-
Younger age population in the sample is more than older age population, as per Kernel Density Distribution in Section 3 Distribution Plots. Two bumps, a global maximum and an almost flat local minimum, indicate that most of the age groups are concentrated around the older and younger middle ages, respectively.
-
Most people have less than 5 auxiliary nodes, also inferred from Section 3 Distribution Plots. Also, from the same section, it is found that most people also survive after removal of nodes.
-
The hexagonal density plot in Section 4.1 Viewing Density in Age VS Nodes indicates that: Overall, all age groups most had less than 10 nodes. Between 50 and 60, the number of nodes increased..
-
From Section 6.1 Strip Plot, correlation between Age VS Nodes shows: It is mostly the middle ages that go through such a procedure. Extremely young or old are rare. However, correlation is seen as slightly strong, as observed from colouration scattering. In order to understand if outliers are decreasing correlation, a box plot is drawn in Section 6.2 Box Plot, the observation of which is: The outliers indicate a combination of factors are involved in a non-linear relationship, instead of a simple node and age relationship.
-
According to Section 6.2 Relational Plot of Age VS Nodes with Colouration of Survival Status: Early detection increases survival, at or preferably before early 40s.
-
Looking at heat map in Section 7 Again, Looking at Whole Dataset, survival and node have medium correlation.

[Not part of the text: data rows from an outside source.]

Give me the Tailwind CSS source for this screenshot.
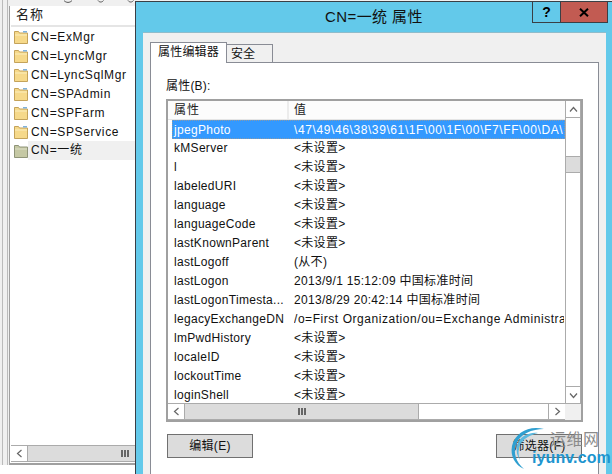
<!DOCTYPE html>
<html lang="zh">
<head>
<meta charset="UTF-8">
<script src="https://cdn.jsdelivr.net/npm/@tailwindcss/browser@4"></script>
<title>CN=一统 属性</title>
</head>
<body class="bg-white">
<div class="relative w-[612px] h-[474px] overflow-hidden bg-white text-[12px] text-[#111] font-['Liberation_Sans','Noto_Sans_CJK_SC',sans-serif]">

  <!-- left panes -->
  <div class="flex h-[465px] bg-[#f0f0f0]">
    <div class="w-[3px] border-r border-[#bbb]"></div>
    <div class="w-[5px] bg-[#f0f0f0] border-r border-[#bbb]"></div>
    <div class="w-[127px] mt-[6px] ml-[1px] bg-white border-l border-[#a0a0a0] border-b-2 border-b-[#a0a0a0] flex flex-col">
      <div class="h-[21px] mx-[1px] border-b-2 border-[#e5e5e5] pl-[5px] leading-[18px] tracking-[1px] text-[13px] text-[#222]">名称</div>
      <div class="flex-1 tracking-[0.65px]">
        <div class="flex items-center h-[19px] pl-[4px]"><svg class="w-[14px] h-[14px] mr-[3px]" viewBox="0 0 14 14"><path d="M.5 1.500h4l1 1.500h8v10.500H.5z" fill="#f6d98a" stroke="#c4a35a"/><path d="M1 5h12" stroke="#fbeebd"/><rect x="9" y="1" width="4" height="1.500" fill="#7fb2dc"/></svg>CN=ExMgr</div>
        <div class="flex items-center h-[19px] pl-[4px]"><svg class="w-[14px] h-[14px] mr-[3px]" viewBox="0 0 14 14"><path d="M.5 1.500h4l1 1.500h8v10.500H.5z" fill="#f6d98a" stroke="#c4a35a"/><path d="M1 5h12" stroke="#fbeebd"/><rect x="9" y="1" width="4" height="1.500" fill="#7fb2dc"/></svg>CN=LyncMgr</div>
        <div class="flex items-center h-[19px] pl-[4px]"><svg class="w-[14px] h-[14px] mr-[3px]" viewBox="0 0 14 14"><path d="M.5 1.500h4l1 1.500h8v10.500H.5z" fill="#f6d98a" stroke="#c4a35a"/><path d="M1 5h12" stroke="#fbeebd"/><rect x="9" y="1" width="4" height="1.500" fill="#7fb2dc"/></svg>CN=LyncSqlMgr</div>
        <div class="flex items-center h-[19px] pl-[4px]"><svg class="w-[14px] h-[14px] mr-[3px]" viewBox="0 0 14 14"><path d="M.5 1.500h4l1 1.500h8v10.500H.5z" fill="#f6d98a" stroke="#c4a35a"/><path d="M1 5h12" stroke="#fbeebd"/><rect x="9" y="1" width="4" height="1.500" fill="#7fb2dc"/></svg>CN=SPAdmin</div>
        <div class="flex items-center h-[19px] pl-[4px]"><svg class="w-[14px] h-[14px] mr-[3px]" viewBox="0 0 14 14"><path d="M.5 1.500h4l1 1.500h8v10.500H.5z" fill="#f6d98a" stroke="#c4a35a"/><path d="M1 5h12" stroke="#fbeebd"/><rect x="9" y="1" width="4" height="1.500" fill="#7fb2dc"/></svg>CN=SPFarm</div>
        <div class="flex items-center h-[19px] pl-[4px]"><svg class="w-[14px] h-[14px] mr-[3px]" viewBox="0 0 14 14"><path d="M.5 1.500h4l1 1.500h8v10.500H.5z" fill="#f6d98a" stroke="#c4a35a"/><path d="M1 5h12" stroke="#fbeebd"/><rect x="9" y="1" width="4" height="1.500" fill="#7fb2dc"/></svg>CN=SPService</div>
        <div class="flex items-center h-[19px] pl-[4px]"><svg class="w-[14px] h-[14px]" viewBox="0 0 14 14"><path d="M.5 1.500h4l1 1.500h8v10.500H.5z" fill="#c5c8a4" stroke="#8f9478"/><path d="M1 5h12" stroke="#dcdec6"/></svg><span class="flex-1 bg-[#f0f0f0] h-[19px] leading-[19px] pl-[3px]">CN=一统</span></div>
      </div>
      <div class="h-[17px] mb-[1px] ml-[1px] bg-[#dcdcdc] border-y border-[#ababab] flex items-center">
        <div class="w-[17px] h-full bg-white border-r border-[#ababab] flex items-center justify-center"><svg width="7" height="9" viewBox="0 0 7 9"><path d="M5.500 1 1.500 4.500l4 3.500" fill="none" stroke="#666" stroke-width="1.200"/></svg></div>
        <div class="ml-[93px] flex gap-[1px]"><i class="w-[2px] h-[7px] bg-[#666]"></i><i class="w-[2px] h-[7px] bg-[#666]"></i><i class="w-[2px] h-[7px] bg-[#666]"></i></div>
      </div>
    </div>
  </div>

  <!-- cut-off descenders along the top edge -->
  <svg class="absolute left-[60px] top-0" width="75" height="4" viewBox="0 0 75 4"><path d="M4 .500c2 2.500 6 2.500 8 0M38 .500c1.500 2 4 2 5.500 0M68 .500c1.500 2 4 2 5.500 0" fill="none" stroke="#555"/></svg>

  <!-- dialog -->
  <div class="absolute left-[135px] top-[1px] w-[477px] h-[473px] bg-[#63c9ea] border-l border-t border-[#3a3f45] flex flex-col">
    <div class="relative h-[30px] flex items-center justify-center text-[15px] tracking-[0.4px]">
      CN=一统 属性
      <div class="absolute right-[4px] top-[-1px] flex h-[22px] border border-[#3a3f45] tracking-normal">
        <div class="w-[28px] border-r border-[#3a3f45] flex items-center justify-center font-bold text-[14px] text-black">?</div>
        <div class="w-[46px] bg-[#c25b52] flex items-center justify-center"><svg width="10" height="9" viewBox="0 0 10 9"><path d="M1 .8 9 8.200M9 .8 1 8.200" stroke="#000" stroke-width="2"/></svg></div>
      </div>
    </div>
    <div class="ml-[7px] mr-[6px] flex-1 bg-[#f0f0f0] border-t border-[#8fbccb] pl-[7px] pr-[7px] pt-[9px]">
      <div class="flex h-[21px] items-end text-[12px] relative z-10">
        <div class="w-[77px] h-[21px] bg-white border border-[#898c95] border-b-0 pl-[7px] leading-[19px] tracking-[0.2px]">属性编辑器</div>
        <div class="w-[46px] h-[19px] border border-[#898c95] border-l-0 border-b-0 pl-[4px] leading-[18px]">安全</div>
      </div>
      <div class="h-[412px] -mt-[1px] bg-white border border-[#898c95] border-b-0 pl-[15px] pt-[15px] pr-[15px]">
        <div class="h-[21px] leading-[16px] tracking-[0.2px]">属性(B):</div>
        <div class="w-[417px] h-[323px] border-2 border-[#a0a0a0] bg-white flex">
          <div class="w-[397px] flex flex-col">
            <div class="flex h-[19px] border-b border-[#e5e5e5] bg-[#fcfcfc] text-[#222]">
              <div class="w-[121px] pl-[6px] border-r-2 border-[#ececec] leading-[18px] tracking-[1px]">属性</div>
              <div class="pl-[5px] leading-[18px]">值</div>
            </div>
            <div class="flex-1 overflow-hidden text-[12px] tracking-[0.3px]">
              <div class="flex h-[19px] leading-[18px] ml-[4px] bg-[#3399ff] text-white border border-dotted border-[#c79a6a]/60"><div class="w-[120px] pl-[1px]">jpegPhoto</div><div class="pl-[1px] whitespace-nowrap overflow-hidden flex-1 tracking-[0.6px]">\47\49\46\38\39\61\1F\00\1F\00\F7\FF\00\DA\</div></div>
              <div class="flex h-[19px] leading-[18px] ml-[4px]"><div class="w-[122px] pl-[2px]">kMServer</div><div>&lt;未设置&gt;</div></div>
              <div class="flex h-[19px] leading-[18px] ml-[4px]"><div class="w-[122px] pl-[2px]">l</div><div>&lt;未设置&gt;</div></div>
              <div class="flex h-[19px] leading-[18px] ml-[4px]"><div class="w-[122px] pl-[2px]">labeledURI</div><div>&lt;未设置&gt;</div></div>
              <div class="flex h-[19px] leading-[18px] ml-[4px]"><div class="w-[122px] pl-[2px]">language</div><div>&lt;未设置&gt;</div></div>
              <div class="flex h-[19px] leading-[18px] ml-[4px]"><div class="w-[122px] pl-[2px]">languageCode</div><div>&lt;未设置&gt;</div></div>
              <div class="flex h-[19px] leading-[18px] ml-[4px]"><div class="w-[122px] pl-[2px]">lastKnownParent</div><div>&lt;未设置&gt;</div></div>
              <div class="flex h-[19px] leading-[18px] ml-[4px]"><div class="w-[122px] pl-[2px]">lastLogoff</div><div>(从不)</div></div>
              <div class="flex h-[19px] leading-[18px] ml-[4px]"><div class="w-[122px] pl-[2px]">lastLogon</div><div>2013/9/1 15:12:09 中国标准时间</div></div>
              <div class="flex h-[19px] leading-[18px] ml-[4px]"><div class="w-[122px] pl-[2px] whitespace-nowrap">lastLogonTimesta...</div><div>2013/8/29 20:42:14 中国标准时间</div></div>
              <div class="flex h-[19px] leading-[18px] ml-[4px]"><div class="w-[122px] pl-[2px] whitespace-nowrap">legacyExchangeDN</div><div class="whitespace-nowrap overflow-hidden w-[270px] tracking-[0.55px]">/o=First Organization/ou=Exchange Administrative</div></div>
              <div class="flex h-[19px] leading-[18px] ml-[4px]"><div class="w-[122px] pl-[2px]">lmPwdHistory</div><div>&lt;未设置&gt;</div></div>
              <div class="flex h-[19px] leading-[18px] ml-[4px]"><div class="w-[122px] pl-[2px]">localeID</div><div>&lt;未设置&gt;</div></div>
              <div class="flex h-[19px] leading-[18px] ml-[4px]"><div class="w-[122px] pl-[2px]">lockoutTime</div><div>&lt;未设置&gt;</div></div>
              <div class="flex h-[19px] leading-[18px] ml-[4px]"><div class="w-[122px] pl-[2px]">loginShell</div><div>&lt;未设置&gt;</div></div>
            </div>
            <div class="h-[17px] bg-[#dcdcdc] border-y border-[#ababab] flex items-stretch">
              <div class="w-[17px] bg-white border-r border-[#ababab] flex items-center justify-center"><svg width="7" height="9" viewBox="0 0 7 9"><path d="M5.500 1 1.500 4.500l4 3.500" fill="none" stroke="#666" stroke-width="1.200"/></svg></div>
              <div class="w-[234px] flex items-center justify-center border-r border-[#ababab]"><div class="flex gap-[1px]"><i class="w-[2px] h-[7px] bg-[#666]"></i><i class="w-[2px] h-[7px] bg-[#666]"></i><i class="w-[2px] h-[7px] bg-[#666]"></i></div></div>
              <div class="flex-1 bg-white"></div>
              <div class="w-[17px] bg-white border-l border-[#ababab] flex items-center justify-center"><svg width="7" height="9" viewBox="0 0 7 9"><path d="M1.500 1 5.500 4.500l-4 3.500" fill="none" stroke="#666" stroke-width="1.200"/></svg></div>
            </div>
          </div>
          <div class="flex-1 flex flex-col bg-[#f0f0f0]">
            <div class="flex-1 bg-white border-x border-[#ababab] flex flex-col">
              <div class="h-[17px] border-b border-[#ababab] flex items-center justify-center"><svg width="9" height="7" viewBox="0 0 9 7"><path d="M1 5.500 4.500 1.500l3.500 4" fill="none" stroke="#666" stroke-width="1.200"/></svg></div>
              <div class="h-[38px]"></div>
              <div class="h-[17px] bg-[#dcdcdc] border-y border-[#ababab]"></div>
              <div class="flex-1"></div>
              <div class="h-[17px] border-t border-[#ababab] flex items-center justify-center"><svg width="9" height="7" viewBox="0 0 9 7"><path d="M1 1.500 4.500 5.500l3.500-4" fill="none" stroke="#666" stroke-width="1.200"/></svg></div>
            </div>
            <div class="h-[17px] border-t border-[#ababab]"></div>
          </div>
        </div>
        <div class="flex justify-between w-[415px] ml-[1px] mt-[12px]">
          <div class="w-[86px] h-[24px] bg-[#dcdcdc] border border-[#707070] text-center leading-[22px] tracking-[0.3px]">编辑(E)</div>
          <div class="w-[86px] h-[24px] bg-[#dcdcdc] border border-[#707070] text-center leading-[22px] tracking-[0.3px]">筛选器(F)</div>
        </div>
      </div>
    </div>
  </div>

  <!-- watermark -->
  <div class="absolute left-[508px] top-[424px] w-[104px] h-[50px]">
    <svg class="absolute left-0 top-0" width="44" height="50" viewBox="0 0 44 50"><path d="M36 5C22 1 7 8 4 22c-2 10 3 19 12 23C8 38 5 29 8 20 12 10 24 5 36 5z" fill="#2f9fd0"/><path d="M30 9C20 8 11 13 9 22c-1 5 0 10 3 14-2-5-2-10 0-15 3-6 10-10 18-12z" fill="#5bb8de"/></svg>
    <div class="absolute left-[42px] top-[6px] text-[16px] leading-[20px] text-[#8a8a8a] tracking-[0.5px] whitespace-nowrap">运维网</div>
    <div class="absolute left-[24px] top-[24px] text-[16px] leading-[20px] font-bold text-[#1d95cf] tracking-[0.1px] whitespace-nowrap font-['Liberation_Sans',sans-serif]">iyunv.com</div>
  </div>
</div>
</body>
</html>
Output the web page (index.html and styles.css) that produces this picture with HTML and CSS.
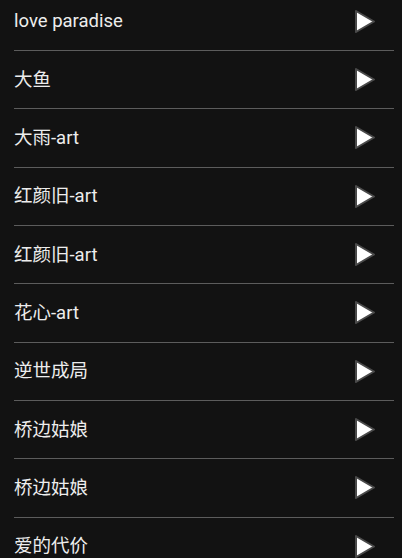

This can be explained in two ways:
a. Small dataset
b. Medical intervention has positive correlation with survival, but damage induced by node has negative correlation with survival. Hence, the relationship between survival and node is not a straight-forward two-dimensional relationship.
NOTE: For now, no strong demarkation has been observed for linear classification, due to limited factors included as columns in dataset. The demarkations found are slightly strong or medium correlation.